Supplied data:

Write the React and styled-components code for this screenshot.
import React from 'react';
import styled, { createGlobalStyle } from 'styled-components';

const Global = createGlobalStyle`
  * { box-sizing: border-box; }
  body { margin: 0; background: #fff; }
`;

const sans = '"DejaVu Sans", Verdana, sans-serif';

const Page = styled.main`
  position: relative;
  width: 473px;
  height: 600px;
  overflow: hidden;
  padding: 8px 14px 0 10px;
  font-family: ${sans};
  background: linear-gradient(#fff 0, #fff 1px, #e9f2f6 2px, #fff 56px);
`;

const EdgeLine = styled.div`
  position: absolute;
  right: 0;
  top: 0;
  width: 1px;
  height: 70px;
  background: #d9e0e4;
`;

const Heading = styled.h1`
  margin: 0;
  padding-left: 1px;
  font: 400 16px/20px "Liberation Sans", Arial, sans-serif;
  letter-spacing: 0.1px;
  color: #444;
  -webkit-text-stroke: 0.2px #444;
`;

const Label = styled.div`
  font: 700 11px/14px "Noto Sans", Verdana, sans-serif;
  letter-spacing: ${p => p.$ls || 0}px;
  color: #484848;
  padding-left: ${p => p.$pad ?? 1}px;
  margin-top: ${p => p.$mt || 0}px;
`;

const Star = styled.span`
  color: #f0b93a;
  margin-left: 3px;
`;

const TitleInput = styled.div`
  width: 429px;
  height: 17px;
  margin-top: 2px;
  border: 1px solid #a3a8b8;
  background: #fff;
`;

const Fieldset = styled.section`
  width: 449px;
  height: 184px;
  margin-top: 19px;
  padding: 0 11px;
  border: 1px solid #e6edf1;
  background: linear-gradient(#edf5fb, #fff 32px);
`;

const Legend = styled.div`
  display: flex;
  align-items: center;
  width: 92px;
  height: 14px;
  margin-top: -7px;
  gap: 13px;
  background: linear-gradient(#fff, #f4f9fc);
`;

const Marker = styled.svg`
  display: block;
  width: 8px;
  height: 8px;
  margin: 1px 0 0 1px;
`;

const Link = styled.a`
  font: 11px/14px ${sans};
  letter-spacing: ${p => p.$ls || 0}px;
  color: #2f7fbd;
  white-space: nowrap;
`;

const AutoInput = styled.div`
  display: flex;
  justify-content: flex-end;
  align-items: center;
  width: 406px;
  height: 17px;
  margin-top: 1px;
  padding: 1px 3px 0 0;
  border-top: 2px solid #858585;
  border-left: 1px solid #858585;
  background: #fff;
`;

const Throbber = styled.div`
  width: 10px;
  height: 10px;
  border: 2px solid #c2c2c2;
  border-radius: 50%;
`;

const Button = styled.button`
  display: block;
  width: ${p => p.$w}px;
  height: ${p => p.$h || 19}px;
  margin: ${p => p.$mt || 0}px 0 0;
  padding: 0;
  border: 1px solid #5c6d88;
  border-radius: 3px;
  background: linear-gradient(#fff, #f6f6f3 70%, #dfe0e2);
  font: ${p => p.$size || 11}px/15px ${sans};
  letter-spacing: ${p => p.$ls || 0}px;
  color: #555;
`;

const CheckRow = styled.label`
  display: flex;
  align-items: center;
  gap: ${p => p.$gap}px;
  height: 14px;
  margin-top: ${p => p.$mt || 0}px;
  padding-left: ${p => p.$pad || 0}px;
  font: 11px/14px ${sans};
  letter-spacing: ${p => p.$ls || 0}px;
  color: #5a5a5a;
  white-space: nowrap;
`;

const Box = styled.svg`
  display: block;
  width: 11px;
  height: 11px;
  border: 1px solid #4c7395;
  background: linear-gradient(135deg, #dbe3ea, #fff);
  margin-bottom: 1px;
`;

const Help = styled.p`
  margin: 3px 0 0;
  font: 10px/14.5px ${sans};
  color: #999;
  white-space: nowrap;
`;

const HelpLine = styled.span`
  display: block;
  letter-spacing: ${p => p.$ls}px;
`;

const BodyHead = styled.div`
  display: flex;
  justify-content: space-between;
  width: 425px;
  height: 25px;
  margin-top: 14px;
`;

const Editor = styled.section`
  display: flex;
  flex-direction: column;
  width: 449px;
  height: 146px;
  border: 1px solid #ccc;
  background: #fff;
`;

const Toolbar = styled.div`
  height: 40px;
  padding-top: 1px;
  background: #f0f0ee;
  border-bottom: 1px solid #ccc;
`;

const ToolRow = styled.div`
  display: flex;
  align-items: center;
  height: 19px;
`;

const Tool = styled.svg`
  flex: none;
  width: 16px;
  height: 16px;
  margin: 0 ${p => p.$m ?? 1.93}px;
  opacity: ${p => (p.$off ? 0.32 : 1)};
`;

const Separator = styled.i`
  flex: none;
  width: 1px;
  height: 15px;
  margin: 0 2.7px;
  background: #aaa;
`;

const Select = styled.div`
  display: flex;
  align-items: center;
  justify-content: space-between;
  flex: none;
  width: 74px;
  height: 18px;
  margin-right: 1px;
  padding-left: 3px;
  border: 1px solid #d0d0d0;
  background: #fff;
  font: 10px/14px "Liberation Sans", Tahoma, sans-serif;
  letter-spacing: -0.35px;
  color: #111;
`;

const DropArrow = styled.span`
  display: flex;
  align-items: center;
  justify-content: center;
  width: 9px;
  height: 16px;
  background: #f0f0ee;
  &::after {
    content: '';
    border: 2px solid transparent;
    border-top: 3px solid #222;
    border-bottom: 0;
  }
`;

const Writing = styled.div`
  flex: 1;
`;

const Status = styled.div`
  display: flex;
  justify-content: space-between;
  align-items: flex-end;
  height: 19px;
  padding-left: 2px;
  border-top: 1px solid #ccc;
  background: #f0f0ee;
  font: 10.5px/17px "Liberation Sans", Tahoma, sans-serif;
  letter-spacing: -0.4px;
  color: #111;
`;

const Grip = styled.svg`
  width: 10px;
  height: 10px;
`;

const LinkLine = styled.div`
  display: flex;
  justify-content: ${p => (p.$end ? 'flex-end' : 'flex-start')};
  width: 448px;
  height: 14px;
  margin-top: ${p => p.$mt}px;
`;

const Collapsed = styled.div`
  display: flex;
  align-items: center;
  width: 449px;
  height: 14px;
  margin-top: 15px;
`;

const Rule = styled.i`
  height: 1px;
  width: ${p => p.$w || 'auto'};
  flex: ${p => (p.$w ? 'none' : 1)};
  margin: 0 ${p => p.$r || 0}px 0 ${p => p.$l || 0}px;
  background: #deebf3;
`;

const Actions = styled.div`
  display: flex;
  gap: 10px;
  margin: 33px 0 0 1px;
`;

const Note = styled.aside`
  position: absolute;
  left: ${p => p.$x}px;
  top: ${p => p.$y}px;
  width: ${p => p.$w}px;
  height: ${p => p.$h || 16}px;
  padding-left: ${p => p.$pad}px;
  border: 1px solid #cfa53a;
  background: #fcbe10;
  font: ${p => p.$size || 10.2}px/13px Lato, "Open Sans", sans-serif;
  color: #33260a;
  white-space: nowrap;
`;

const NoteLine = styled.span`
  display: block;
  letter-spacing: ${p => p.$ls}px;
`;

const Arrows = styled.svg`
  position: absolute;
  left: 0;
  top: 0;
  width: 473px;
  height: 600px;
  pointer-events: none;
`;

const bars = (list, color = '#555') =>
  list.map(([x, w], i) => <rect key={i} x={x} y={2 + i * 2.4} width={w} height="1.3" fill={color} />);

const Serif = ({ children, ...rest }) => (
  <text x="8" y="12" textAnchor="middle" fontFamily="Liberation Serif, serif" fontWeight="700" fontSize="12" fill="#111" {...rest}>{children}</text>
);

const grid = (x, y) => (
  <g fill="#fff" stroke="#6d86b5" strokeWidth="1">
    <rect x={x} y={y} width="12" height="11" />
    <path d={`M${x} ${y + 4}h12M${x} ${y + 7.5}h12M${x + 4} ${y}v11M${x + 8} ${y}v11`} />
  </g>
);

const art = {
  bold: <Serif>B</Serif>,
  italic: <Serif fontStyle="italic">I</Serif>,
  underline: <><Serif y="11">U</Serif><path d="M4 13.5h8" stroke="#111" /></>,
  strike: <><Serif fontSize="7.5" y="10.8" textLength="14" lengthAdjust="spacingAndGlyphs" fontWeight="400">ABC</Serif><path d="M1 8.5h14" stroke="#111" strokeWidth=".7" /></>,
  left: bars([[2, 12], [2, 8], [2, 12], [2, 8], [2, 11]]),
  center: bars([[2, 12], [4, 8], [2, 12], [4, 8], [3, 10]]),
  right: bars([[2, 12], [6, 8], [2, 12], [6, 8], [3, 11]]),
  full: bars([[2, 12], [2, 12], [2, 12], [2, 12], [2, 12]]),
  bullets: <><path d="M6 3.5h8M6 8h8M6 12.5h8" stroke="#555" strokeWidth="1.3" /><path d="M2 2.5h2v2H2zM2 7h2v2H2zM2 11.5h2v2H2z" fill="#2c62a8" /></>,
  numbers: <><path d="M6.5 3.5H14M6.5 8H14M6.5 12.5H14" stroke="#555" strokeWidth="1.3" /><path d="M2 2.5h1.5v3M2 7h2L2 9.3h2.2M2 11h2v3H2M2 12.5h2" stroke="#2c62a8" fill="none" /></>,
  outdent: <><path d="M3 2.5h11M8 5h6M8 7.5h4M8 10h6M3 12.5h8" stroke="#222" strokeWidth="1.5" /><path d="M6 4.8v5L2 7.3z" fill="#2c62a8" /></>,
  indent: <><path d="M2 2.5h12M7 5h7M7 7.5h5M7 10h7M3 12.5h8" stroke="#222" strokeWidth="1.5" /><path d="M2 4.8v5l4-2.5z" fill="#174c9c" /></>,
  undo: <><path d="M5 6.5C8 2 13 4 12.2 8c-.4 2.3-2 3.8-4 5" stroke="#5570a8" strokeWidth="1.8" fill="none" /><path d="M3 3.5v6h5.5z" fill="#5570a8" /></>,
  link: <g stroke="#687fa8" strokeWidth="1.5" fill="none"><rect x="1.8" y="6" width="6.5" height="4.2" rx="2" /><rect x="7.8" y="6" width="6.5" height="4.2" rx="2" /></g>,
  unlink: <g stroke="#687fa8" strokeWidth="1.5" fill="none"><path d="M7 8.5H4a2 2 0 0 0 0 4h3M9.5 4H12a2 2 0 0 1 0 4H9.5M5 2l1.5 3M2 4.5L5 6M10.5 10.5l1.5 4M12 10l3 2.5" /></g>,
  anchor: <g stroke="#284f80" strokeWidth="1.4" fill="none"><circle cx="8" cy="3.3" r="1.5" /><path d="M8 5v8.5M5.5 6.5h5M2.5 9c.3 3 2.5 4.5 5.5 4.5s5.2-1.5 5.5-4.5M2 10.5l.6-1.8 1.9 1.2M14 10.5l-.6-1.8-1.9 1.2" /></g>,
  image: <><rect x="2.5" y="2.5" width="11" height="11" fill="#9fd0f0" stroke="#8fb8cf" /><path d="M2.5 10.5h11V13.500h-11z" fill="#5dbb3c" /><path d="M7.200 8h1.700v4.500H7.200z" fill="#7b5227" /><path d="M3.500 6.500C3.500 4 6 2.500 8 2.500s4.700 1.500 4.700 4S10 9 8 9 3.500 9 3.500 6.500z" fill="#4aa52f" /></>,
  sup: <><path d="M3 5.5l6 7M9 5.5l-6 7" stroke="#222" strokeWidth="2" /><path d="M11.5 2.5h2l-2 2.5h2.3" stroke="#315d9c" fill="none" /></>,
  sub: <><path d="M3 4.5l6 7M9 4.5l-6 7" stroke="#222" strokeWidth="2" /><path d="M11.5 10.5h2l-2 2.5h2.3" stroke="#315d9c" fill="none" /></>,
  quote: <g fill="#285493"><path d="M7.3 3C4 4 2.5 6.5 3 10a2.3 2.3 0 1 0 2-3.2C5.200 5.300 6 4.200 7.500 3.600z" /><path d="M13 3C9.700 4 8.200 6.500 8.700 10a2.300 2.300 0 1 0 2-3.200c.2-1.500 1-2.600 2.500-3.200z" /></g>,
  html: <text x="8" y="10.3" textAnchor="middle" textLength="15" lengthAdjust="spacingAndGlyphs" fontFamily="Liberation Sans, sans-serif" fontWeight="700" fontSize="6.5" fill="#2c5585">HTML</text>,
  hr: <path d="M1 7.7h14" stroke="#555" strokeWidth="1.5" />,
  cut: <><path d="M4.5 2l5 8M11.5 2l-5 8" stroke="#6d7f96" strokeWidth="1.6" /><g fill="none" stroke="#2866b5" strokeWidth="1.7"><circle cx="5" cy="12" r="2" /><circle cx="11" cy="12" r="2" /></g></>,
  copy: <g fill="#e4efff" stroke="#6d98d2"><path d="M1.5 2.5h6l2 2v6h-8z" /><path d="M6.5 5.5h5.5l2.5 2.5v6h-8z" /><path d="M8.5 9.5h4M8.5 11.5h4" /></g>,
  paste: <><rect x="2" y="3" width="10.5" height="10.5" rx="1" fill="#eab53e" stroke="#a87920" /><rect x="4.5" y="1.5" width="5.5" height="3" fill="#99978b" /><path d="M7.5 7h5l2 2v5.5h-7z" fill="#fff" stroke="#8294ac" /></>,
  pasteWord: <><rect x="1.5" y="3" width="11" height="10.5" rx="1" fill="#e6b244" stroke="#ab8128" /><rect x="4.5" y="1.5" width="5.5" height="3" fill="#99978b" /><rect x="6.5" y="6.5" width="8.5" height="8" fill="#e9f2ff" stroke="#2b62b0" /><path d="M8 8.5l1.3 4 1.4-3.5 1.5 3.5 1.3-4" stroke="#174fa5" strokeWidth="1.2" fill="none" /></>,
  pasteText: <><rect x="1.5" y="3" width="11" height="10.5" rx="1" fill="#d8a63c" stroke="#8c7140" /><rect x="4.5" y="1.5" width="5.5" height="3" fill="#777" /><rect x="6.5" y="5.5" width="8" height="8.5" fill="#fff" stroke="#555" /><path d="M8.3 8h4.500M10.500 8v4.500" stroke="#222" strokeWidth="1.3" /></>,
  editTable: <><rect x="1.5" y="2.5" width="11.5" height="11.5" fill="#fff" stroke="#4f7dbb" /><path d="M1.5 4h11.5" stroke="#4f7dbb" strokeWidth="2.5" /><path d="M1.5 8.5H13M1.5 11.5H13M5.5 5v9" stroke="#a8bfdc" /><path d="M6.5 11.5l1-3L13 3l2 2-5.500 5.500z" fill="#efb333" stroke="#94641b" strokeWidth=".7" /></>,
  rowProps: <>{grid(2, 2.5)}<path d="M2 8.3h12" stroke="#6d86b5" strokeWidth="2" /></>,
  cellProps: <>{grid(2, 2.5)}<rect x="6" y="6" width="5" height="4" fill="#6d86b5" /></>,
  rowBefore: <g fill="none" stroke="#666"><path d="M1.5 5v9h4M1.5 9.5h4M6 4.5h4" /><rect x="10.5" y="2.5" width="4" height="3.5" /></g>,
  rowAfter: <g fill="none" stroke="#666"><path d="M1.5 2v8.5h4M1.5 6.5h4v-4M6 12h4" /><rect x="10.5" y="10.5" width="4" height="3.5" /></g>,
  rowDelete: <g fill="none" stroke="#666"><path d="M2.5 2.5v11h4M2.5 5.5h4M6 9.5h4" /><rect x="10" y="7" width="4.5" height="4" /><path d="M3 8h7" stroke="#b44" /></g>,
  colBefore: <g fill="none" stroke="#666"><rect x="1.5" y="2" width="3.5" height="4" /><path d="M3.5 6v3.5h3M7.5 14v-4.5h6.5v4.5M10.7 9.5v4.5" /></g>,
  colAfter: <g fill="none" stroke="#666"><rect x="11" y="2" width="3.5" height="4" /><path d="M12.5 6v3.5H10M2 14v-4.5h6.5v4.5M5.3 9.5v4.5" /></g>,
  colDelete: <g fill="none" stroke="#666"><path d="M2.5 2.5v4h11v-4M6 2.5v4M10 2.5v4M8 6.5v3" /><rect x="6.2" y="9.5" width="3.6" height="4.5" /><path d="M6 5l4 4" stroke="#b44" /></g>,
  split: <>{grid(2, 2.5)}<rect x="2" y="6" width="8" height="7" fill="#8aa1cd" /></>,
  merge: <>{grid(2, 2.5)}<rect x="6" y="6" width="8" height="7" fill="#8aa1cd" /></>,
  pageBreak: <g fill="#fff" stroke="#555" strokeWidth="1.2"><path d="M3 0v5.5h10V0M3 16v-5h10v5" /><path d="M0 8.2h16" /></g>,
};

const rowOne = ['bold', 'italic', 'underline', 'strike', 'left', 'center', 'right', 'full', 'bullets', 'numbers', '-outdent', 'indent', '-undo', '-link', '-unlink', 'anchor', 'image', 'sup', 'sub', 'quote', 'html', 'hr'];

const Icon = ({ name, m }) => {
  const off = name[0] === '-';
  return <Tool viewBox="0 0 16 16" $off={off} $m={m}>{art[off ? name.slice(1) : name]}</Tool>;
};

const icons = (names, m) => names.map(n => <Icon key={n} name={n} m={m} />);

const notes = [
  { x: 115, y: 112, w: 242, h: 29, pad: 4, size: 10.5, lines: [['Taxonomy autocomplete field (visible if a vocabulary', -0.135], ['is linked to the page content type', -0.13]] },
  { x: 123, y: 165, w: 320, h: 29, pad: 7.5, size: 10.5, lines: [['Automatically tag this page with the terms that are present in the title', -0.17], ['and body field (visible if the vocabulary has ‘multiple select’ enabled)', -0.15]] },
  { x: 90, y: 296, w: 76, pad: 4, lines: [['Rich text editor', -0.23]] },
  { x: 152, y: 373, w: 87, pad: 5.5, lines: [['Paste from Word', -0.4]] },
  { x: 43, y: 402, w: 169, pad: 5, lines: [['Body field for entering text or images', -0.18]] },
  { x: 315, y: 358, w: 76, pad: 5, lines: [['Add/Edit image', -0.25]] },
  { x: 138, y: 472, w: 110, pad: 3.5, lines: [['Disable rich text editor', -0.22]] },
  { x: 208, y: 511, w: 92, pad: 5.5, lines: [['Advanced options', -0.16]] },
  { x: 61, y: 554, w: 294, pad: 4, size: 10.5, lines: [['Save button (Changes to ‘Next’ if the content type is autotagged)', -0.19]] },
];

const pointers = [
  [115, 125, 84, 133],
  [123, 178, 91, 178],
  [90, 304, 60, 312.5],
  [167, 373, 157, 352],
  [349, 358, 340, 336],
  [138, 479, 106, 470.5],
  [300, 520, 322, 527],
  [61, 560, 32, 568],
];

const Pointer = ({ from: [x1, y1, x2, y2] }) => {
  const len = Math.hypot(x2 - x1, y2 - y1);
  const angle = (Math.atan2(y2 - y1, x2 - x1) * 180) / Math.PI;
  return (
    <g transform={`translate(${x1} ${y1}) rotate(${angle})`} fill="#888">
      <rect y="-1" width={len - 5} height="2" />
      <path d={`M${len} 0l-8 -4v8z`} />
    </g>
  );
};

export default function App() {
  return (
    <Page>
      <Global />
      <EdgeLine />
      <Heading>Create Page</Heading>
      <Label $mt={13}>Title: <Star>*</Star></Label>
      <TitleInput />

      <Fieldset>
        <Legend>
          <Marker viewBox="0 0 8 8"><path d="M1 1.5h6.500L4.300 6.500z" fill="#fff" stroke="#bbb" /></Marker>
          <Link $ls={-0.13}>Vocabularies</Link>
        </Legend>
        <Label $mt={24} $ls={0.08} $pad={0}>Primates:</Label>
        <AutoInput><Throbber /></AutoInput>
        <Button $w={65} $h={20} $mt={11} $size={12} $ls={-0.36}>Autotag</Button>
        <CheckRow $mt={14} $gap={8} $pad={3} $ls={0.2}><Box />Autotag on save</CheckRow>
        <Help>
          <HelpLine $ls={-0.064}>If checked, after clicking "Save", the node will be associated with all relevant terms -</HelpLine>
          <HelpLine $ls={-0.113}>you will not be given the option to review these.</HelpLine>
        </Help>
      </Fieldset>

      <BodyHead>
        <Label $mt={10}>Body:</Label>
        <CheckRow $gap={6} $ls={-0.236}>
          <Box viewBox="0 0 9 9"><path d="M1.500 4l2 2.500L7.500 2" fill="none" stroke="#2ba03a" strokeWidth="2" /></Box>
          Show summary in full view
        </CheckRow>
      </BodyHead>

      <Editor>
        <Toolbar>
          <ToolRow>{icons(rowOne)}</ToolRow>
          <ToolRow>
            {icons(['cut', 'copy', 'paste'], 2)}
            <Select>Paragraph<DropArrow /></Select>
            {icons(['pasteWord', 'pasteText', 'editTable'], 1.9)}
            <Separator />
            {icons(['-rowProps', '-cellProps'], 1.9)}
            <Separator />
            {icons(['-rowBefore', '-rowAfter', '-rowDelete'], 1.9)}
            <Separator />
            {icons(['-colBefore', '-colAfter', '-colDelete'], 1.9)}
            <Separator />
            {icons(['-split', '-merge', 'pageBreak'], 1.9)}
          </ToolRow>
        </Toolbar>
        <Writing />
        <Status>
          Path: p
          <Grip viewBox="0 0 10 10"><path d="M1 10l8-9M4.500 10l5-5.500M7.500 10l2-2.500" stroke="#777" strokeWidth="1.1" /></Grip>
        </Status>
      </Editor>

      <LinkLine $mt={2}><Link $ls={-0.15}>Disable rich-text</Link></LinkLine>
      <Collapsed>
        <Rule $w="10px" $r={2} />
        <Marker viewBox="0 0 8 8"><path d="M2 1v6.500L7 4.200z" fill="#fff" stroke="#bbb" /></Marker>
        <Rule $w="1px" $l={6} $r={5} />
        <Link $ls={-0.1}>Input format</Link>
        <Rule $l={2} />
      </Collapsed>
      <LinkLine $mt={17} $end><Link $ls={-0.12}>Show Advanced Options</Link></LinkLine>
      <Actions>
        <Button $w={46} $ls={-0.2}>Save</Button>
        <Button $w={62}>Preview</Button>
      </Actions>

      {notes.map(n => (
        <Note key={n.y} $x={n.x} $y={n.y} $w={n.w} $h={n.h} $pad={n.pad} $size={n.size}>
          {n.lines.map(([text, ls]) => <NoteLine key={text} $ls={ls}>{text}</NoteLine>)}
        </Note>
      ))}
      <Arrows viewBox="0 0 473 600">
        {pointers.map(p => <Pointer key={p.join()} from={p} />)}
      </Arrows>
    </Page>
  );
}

Challenge: Find the lines that include the string "React", then copy each of them.

Complete response:
Write the React and styled-components code for this screenshot.
import React from 'react';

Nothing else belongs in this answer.